- **Record list**
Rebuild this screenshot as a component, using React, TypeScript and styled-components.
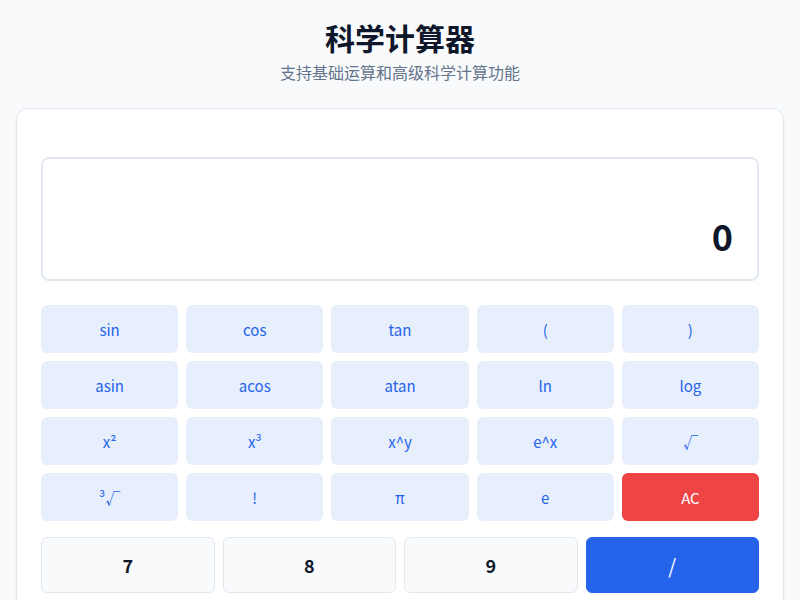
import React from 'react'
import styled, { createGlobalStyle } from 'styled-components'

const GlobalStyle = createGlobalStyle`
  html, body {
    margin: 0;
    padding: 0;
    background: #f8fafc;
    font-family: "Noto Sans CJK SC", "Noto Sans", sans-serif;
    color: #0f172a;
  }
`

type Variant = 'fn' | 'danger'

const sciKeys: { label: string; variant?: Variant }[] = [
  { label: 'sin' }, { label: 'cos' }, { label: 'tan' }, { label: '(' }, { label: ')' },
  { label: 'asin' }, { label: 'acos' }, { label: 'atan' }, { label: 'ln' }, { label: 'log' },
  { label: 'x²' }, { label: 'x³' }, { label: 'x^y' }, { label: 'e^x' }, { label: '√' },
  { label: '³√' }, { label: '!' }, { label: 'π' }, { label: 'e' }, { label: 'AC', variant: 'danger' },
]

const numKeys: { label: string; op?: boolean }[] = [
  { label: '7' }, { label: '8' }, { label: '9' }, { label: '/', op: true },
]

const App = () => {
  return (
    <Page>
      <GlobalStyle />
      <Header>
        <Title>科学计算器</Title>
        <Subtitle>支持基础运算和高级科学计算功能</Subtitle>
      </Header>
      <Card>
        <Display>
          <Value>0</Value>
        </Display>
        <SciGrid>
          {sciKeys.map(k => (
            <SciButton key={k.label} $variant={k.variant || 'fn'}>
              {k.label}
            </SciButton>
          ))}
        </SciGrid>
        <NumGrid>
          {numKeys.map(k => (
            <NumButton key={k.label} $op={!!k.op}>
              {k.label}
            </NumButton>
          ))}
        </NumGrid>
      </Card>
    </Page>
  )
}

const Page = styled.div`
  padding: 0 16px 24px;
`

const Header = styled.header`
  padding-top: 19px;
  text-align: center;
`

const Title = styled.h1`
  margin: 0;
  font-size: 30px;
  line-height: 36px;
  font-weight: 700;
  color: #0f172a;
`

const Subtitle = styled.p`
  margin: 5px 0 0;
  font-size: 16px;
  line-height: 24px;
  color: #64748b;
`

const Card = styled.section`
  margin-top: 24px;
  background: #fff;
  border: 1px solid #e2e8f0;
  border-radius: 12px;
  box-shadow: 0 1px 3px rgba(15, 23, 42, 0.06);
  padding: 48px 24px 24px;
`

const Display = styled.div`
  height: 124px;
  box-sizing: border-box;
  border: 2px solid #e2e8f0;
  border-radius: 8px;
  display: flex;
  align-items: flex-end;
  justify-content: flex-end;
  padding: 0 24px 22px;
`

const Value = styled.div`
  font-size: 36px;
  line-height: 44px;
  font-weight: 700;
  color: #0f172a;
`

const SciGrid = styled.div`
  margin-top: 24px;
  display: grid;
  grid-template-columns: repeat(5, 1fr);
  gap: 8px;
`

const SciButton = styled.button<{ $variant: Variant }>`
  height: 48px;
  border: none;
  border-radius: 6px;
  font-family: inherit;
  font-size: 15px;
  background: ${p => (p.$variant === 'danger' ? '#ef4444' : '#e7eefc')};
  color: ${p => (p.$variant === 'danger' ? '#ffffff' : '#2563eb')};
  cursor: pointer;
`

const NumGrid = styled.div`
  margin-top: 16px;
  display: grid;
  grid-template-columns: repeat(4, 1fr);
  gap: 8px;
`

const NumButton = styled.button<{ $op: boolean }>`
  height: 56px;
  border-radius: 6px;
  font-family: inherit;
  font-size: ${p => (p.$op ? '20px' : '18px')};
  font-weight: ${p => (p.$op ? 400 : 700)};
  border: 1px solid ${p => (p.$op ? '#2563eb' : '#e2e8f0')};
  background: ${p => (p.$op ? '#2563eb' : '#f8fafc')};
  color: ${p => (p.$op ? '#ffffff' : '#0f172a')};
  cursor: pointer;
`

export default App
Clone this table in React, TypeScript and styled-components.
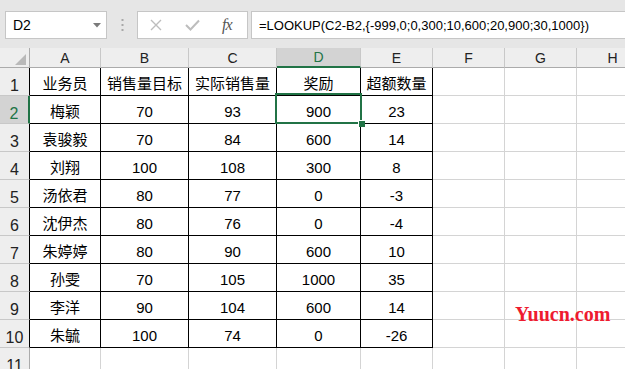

- **Work to do**
Reproduce the data above word for word from its first line through the line that holds "type Variant = 'fn' | 'danger'", both ends included; skip pictures.

- **Solution**
Rebuild this screenshot as a component, using React, TypeScript and styled-components.
import React from 'react'
import styled, { createGlobalStyle } from 'styled-components'

const GlobalStyle = createGlobalStyle`
  html, body {
    margin: 0;
    padding: 0;
    background: #f8fafc;
    font-family: "Noto Sans CJK SC", "Noto Sans", sans-serif;
    color: #0f172a;
  }
`

type Variant = 'fn' | 'danger'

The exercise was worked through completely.